The World Bank (WB) has revised upward its growth projection for Croatia for 2016 to 2.4% from 1.9% and maintained its forecast for 2017 at 2.0%, recommending that the future government launch necessary structural reforms at the start of its term to strengthen competitiveness and stabilise public finances.

Presenting the World Bank's "EU Regular Economic Report: Growth, Jobs and Integration: Services to the Rescue" in Zagreb on Wednesday, WB Senior Country Economist Sanja Madzarevic-Sujster said that the first steps by the new government should be directed at fiscal consolidation and boosting competitiveness through measures such as legislative reforms, strengthening the justice system and managing public companies.

I think Croatia should be growing faster, but this growth should be more sustainable and over a longer term. This rate of 2.4% which we are forecasting for this year is quite robust, given that Croatia will finally get back on the path of convergence above the EU average, which is one of the positive messages for 2016. What needs to be done, and the new political cycle makes it possible, is to step up efforts to strengthen the competitiveness of the Croatian economy and stabilise public finances, and we hope to see that in the new government's programme, she said.

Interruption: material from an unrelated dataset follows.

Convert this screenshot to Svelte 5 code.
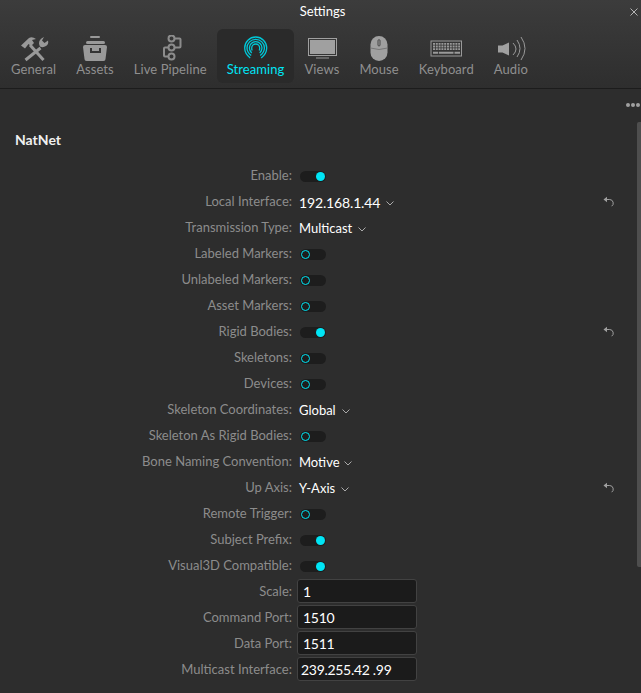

The WB expects Croatia's economic growth to slow to 2.0% in 2017.

Madzarevic-Sujster said that conditions for stronger growth had not been created yet, given the risks that were already affecting the economy of the European Union as a whole, such as Brexit, a potential escalation of geopolitical tensions, and a tightening of monetary policy by the US Federal Reserve.

These are the risks that will be felt by our trading partners and will spill over to the Croatian economy as well, Madzarevic-Sujster said, noting that external factors were only some of the risks to the Croatian economy.

Speaking of internal risks, she cited possible consequences of the agreement with trade unions on a 6% increase of public-sector wages and arbitration over the conversion of loans denominated in Swiss francs.

That would mean that Croatia would not be able to exit the Excessive Deficit Procedure, which would be a lost opportunity, Madzarevic-Sujster said, adding that at a time of heightened risks the new government should step up work on reducing vulnerabilities.

She said she was also concerned about a large amount of central government debt refinancing due next year, with foreign debt accounting for over 3.5 billion euros. She added that the road sector also faced repayment of a large amount of debt next year.

Madzarevic-Sujster said she expected the new government to address the consolidation of public finances more seriously. This is indeed an opportunity to tackle certain vulnerabilities in the new political cycle and would enable Croatia to refinance its debt more easily over the long term, she added.

She expressed hope that the long-awaited growth would not be spent too soon, as happened in 2006 to 2008 when we spent our growth, ran up debts and then suffered the deepest recession in the EU.